- _SUPPLIED INFORMATION_
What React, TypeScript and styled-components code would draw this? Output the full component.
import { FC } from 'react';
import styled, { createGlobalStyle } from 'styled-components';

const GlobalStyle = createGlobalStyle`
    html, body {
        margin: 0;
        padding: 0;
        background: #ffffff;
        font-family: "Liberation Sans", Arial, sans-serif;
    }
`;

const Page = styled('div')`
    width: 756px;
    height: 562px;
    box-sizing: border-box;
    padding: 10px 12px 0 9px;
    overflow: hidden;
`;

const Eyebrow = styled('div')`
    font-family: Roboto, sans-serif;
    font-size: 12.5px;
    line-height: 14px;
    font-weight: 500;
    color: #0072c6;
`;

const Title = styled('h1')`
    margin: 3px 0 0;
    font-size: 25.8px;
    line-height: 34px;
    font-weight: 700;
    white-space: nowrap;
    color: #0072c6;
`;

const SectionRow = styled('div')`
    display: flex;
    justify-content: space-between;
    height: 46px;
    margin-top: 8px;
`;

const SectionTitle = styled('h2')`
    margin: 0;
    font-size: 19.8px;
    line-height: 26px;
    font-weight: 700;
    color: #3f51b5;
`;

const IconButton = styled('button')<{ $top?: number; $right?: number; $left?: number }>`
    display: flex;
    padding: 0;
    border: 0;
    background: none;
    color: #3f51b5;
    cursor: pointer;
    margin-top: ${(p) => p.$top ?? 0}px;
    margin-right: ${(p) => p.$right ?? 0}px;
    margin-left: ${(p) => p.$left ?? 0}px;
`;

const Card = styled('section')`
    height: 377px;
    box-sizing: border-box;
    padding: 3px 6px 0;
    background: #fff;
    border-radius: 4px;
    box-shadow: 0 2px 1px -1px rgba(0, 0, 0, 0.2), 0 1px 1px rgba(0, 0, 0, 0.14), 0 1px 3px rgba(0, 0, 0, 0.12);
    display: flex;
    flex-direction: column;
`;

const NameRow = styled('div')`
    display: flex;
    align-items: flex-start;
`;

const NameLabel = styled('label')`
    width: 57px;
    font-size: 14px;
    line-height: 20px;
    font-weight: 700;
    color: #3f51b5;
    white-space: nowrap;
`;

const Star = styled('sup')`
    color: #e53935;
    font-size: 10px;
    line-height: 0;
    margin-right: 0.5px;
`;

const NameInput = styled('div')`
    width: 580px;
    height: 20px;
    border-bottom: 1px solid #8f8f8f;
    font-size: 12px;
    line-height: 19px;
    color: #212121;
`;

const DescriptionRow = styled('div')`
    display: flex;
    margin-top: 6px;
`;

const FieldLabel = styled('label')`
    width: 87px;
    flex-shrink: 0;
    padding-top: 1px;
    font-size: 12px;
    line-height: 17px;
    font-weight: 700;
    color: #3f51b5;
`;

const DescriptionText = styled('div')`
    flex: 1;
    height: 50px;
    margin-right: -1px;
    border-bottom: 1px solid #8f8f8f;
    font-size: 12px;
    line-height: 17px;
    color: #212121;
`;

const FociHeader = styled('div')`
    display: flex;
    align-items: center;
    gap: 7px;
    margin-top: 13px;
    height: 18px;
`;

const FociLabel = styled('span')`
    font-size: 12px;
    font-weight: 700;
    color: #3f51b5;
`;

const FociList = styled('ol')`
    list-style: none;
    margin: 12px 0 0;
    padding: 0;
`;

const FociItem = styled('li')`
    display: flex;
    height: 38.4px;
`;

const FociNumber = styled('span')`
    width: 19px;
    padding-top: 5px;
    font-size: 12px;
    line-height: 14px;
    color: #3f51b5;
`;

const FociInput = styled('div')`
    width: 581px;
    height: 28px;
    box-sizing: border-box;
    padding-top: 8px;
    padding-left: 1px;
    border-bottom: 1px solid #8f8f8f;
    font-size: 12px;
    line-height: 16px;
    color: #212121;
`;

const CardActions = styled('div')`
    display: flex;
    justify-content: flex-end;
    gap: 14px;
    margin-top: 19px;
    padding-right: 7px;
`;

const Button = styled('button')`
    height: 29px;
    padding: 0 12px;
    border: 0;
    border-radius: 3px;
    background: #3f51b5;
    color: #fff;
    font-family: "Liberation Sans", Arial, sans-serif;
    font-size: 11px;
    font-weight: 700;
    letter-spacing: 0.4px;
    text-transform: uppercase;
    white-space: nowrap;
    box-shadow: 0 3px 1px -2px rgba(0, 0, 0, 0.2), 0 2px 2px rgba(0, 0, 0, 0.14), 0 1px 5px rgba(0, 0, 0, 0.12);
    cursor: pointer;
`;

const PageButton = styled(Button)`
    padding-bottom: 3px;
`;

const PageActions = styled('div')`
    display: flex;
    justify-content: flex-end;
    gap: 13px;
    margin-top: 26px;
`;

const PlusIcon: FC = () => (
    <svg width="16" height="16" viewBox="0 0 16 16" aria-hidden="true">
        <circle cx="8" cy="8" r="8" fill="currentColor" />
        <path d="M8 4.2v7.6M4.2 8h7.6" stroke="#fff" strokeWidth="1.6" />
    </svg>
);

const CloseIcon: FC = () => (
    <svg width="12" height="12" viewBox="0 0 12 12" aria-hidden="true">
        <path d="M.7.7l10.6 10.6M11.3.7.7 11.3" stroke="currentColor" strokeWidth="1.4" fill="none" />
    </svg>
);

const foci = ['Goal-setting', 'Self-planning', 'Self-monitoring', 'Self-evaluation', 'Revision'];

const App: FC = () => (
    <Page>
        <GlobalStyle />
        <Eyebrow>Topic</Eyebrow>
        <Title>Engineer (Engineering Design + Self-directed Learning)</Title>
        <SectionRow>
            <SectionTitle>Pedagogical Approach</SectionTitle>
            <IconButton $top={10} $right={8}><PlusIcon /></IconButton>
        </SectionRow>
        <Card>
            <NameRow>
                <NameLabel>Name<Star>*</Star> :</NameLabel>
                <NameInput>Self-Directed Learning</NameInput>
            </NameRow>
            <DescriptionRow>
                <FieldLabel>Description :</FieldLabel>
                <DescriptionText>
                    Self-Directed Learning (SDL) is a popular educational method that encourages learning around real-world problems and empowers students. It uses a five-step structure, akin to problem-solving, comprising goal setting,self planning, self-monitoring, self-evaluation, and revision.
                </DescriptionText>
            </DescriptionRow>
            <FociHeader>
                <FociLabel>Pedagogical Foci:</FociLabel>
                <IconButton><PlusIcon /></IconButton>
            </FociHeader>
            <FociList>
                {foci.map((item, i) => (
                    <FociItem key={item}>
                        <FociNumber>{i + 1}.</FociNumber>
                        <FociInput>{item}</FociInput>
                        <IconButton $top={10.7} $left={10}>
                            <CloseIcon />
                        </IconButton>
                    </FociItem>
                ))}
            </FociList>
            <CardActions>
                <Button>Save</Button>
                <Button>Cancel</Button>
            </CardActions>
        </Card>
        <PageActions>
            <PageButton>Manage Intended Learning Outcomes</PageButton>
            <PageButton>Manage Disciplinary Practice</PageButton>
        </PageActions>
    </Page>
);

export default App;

- _TASK DETAILS_
Make an exact copy of the material above.

- _WORKED ANSWER_
What React, TypeScript and styled-components code would draw this? Output the full component.
import { FC } from 'react';
import styled, { createGlobalStyle } from 'styled-components';

const GlobalStyle = createGlobalStyle`
    html, body {
        margin: 0;
        padding: 0;
        background: #ffffff;
        font-family: "Liberation Sans", Arial, sans-serif;
    }
`;

const Page = styled('div')`
    width: 756px;
    height: 562px;
    box-sizing: border-box;
    padding: 10px 12px 0 9px;
    overflow: hidden;
`;

const Eyebrow = styled('div')`
    font-family: Roboto, sans-serif;
    font-size: 12.5px;
    line-height: 14px;
    font-weight: 500;
    color: #0072c6;
`;

const Title = styled('h1')`
    margin: 3px 0 0;
    font-size: 25.8px;
    line-height: 34px;
    font-weight: 700;
    white-space: nowrap;
    color: #0072c6;
`;

const SectionRow = styled('div')`
    display: flex;
    justify-content: space-between;
    height: 46px;
    margin-top: 8px;
`;

const SectionTitle = styled('h2')`
    margin: 0;
    font-size: 19.8px;
    line-height: 26px;
    font-weight: 700;
    color: #3f51b5;
`;

const IconButton = styled('button')<{ $top?: number; $right?: number; $left?: number }>`
    display: flex;
    padding: 0;
    border: 0;
    background: none;
    color: #3f51b5;
    cursor: pointer;
    margin-top: ${(p) => p.$top ?? 0}px;
    margin-right: ${(p) => p.$right ?? 0}px;
    margin-left: ${(p) => p.$left ?? 0}px;
`;

const Card = styled('section')`
    height: 377px;
    box-sizing: border-box;
    padding: 3px 6px 0;
    background: #fff;
    border-radius: 4px;
    box-shadow: 0 2px 1px -1px rgba(0, 0, 0, 0.2), 0 1px 1px rgba(0, 0, 0, 0.14), 0 1px 3px rgba(0, 0, 0, 0.12);
    display: flex;
    flex-direction: column;
`;

const NameRow = styled('div')`
    display: flex;
    align-items: flex-start;
`;

const NameLabel = styled('label')`
    width: 57px;
    font-size: 14px;
    line-height: 20px;
    font-weight: 700;
    color: #3f51b5;
    white-space: nowrap;
`;

const Star = styled('sup')`
    color: #e53935;
    font-size: 10px;
    line-height: 0;
    margin-right: 0.5px;
`;

const NameInput = styled('div')`
    width: 580px;
    height: 20px;
    border-bottom: 1px solid #8f8f8f;
    font-size: 12px;
    line-height: 19px;
    color: #212121;
`;

const DescriptionRow = styled('div')`
    display: flex;
    margin-top: 6px;
`;

const FieldLabel = styled('label')`
    width: 87px;
    flex-shrink: 0;
    padding-top: 1px;
    font-size: 12px;
    line-height: 17px;
    font-weight: 700;
    color: #3f51b5;
`;

const DescriptionText = styled('div')`
    flex: 1;
    height: 50px;
    margin-right: -1px;
    border-bottom: 1px solid #8f8f8f;
    font-size: 12px;
    line-height: 17px;
    color: #212121;
`;

const FociHeader = styled('div')`
    display: flex;
    align-items: center;
    gap: 7px;
    margin-top: 13px;
    height: 18px;
`;

const FociLabel = styled('span')`
    font-size: 12px;
    font-weight: 700;
    color: #3f51b5;
`;

const FociList = styled('ol')`
    list-style: none;
    margin: 12px 0 0;
    padding: 0;
`;

const FociItem = styled('li')`
    display: flex;
    height: 38.4px;
`;

const FociNumber = styled('span')`
    width: 19px;
    padding-top: 5px;
    font-size: 12px;
    line-height: 14px;
    color: #3f51b5;
`;

const FociInput = styled('div')`
    width: 581px;
    height: 28px;
    box-sizing: border-box;
    padding-top: 8px;
    padding-left: 1px;
    border-bottom: 1px solid #8f8f8f;
    font-size: 12px;
    line-height: 16px;
    color: #212121;
`;

const CardActions = styled('div')`
    display: flex;
    justify-content: flex-end;
    gap: 14px;
    margin-top: 19px;
    padding-right: 7px;
`;

const Button = styled('button')`
    height: 29px;
    padding: 0 12px;
    border: 0;
    border-radius: 3px;
    background: #3f51b5;
    color: #fff;
    font-family: "Liberation Sans", Arial, sans-serif;
    font-size: 11px;
    font-weight: 700;
    letter-spacing: 0.4px;
    text-transform: uppercase;
    white-space: nowrap;
    box-shadow: 0 3px 1px -2px rgba(0, 0, 0, 0.2), 0 2px 2px rgba(0, 0, 0, 0.14), 0 1px 5px rgba(0, 0, 0, 0.12);
    cursor: pointer;
`;

const PageButton = styled(Button)`
    padding-bottom: 3px;
`;

const PageActions = styled('div')`
    display: flex;
    justify-content: flex-end;
    gap: 13px;
    margin-top: 26px;
`;

const PlusIcon: FC = () => (
    <svg width="16" height="16" viewBox="0 0 16 16" aria-hidden="true">
        <circle cx="8" cy="8" r="8" fill="currentColor" />
        <path d="M8 4.2v7.6M4.2 8h7.6" stroke="#fff" strokeWidth="1.6" />
    </svg>
);

const CloseIcon: FC = () => (
    <svg width="12" height="12" viewBox="0 0 12 12" aria-hidden="true">
        <path d="M.7.7l10.6 10.6M11.3.7.7 11.3" stroke="currentColor" strokeWidth="1.4" fill="none" />
    </svg>
);

const foci = ['Goal-setting', 'Self-planning', 'Self-monitoring', 'Self-evaluation', 'Revision'];

const App: FC = () => (
    <Page>
        <GlobalStyle />
        <Eyebrow>Topic</Eyebrow>
        <Title>Engineer (Engineering Design + Self-directed Learning)</Title>
        <SectionRow>
            <SectionTitle>Pedagogical Approach</SectionTitle>
            <IconButton $top={10} $right={8}><PlusIcon /></IconButton>
        </SectionRow>
        <Card>
            <NameRow>
                <NameLabel>Name<Star>*</Star> :</NameLabel>
                <NameInput>Self-Directed Learning</NameInput>
            </NameRow>
            <DescriptionRow>
                <FieldLabel>Description :</FieldLabel>
                <DescriptionText>
                    Self-Directed Learning (SDL) is a popular educational method that encourages learning around real-world problems and empowers students. It uses a five-step structure, akin to problem-solving, comprising goal setting,self planning, self-monitoring, self-evaluation, and revision.
                </DescriptionText>
            </DescriptionRow>
            <FociHeader>
                <FociLabel>Pedagogical Foci:</FociLabel>
                <IconButton><PlusIcon /></IconButton>
            </FociHeader>
            <FociList>
                {foci.map((item, i) => (
                    <FociItem key={item}>
                        <FociNumber>{i + 1}.</FociNumber>
                        <FociInput>{item}</FociInput>
                        <IconButton $top={10.7} $left={10}>
                            <CloseIcon />
                        </IconButton>
                    </FociItem>
                ))}
            </FociList>
            <CardActions>
                <Button>Save</Button>
                <Button>Cancel</Button>
            </CardActions>
        </Card>
        <PageActions>
            <PageButton>Manage Intended Learning Outcomes</PageButton>
            <PageButton>Manage Disciplinary Practice</PageButton>
        </PageActions>
    </Page>
);

export default App;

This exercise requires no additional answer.